The show’s creator and executive producer Emily Kapnek told reporters Tuesday at the Television Critics Association’s summer press tour that she had initially developed a show about “modern obstacles” and the presence of technology in modern relationships before realizing “there was inherently a Pygmalion aspect, so we embraced it.”

But not entirely: when it came to choosing a title, she opted against the show’s famous namesake, which shows like Fargo and the upcoming series 12 Monkeys are doing. Instead, she went with Selfie, which “feels very topical and relevant to me,” Kapnek said.

Indeed, “selfie” was added to the Merriam-Webster’s Collegiate Dictionary in May (along with “hashtag” and “tweep”), after being named “word of the year” by Oxford Dictionaries in 2013. During March’s Academy Awards ceremony, host Ellen DeGeneres’s “Best photo ever” Oscar selfie became the most retweeted tweet ever.

But taking a series, which its creator and the network hope will air for years to come, and calling it Selfie seems about as risky a bet as naming a show Macarena back in the mid-1990s (which no one did, thankfully). Given that some have argued that the word has already jumped the shark, Selfie’s title could quickly feel dated, and eventually become an albatross for the show.

“We definitely talked about it,” admitted Kapnek when asked about concerns over the title. But she concluded that “selfie is a very provocative word.

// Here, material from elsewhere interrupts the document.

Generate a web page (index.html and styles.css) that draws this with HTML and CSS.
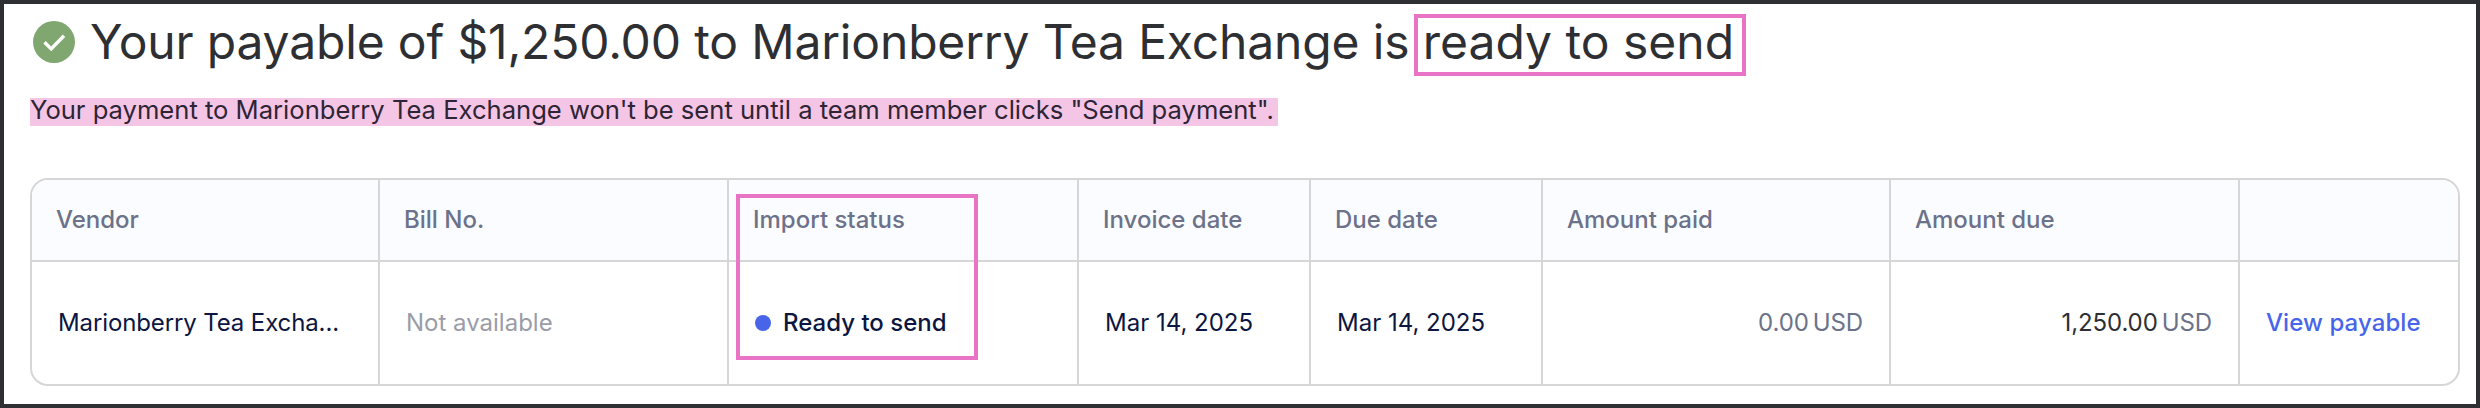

It speaks to the disease that Eliza has, keeping the world at arms distance …It becomes a descriptive word for us. It felt natural.”

Still, Selfie seems destined to join a long line of ABC shows, including Cougar Town and Trophy Wife, with quirky titles that were ultimately off-putting to a segment of viewers. However, network execs won’t be changing their approach. “You always want a title that will catch the eye and capture the imagination,” ABC entertainment president Paul Lee explained.

Only time will tell if audiences will find Selfie, and its title, worthy of a retweet—or a delete.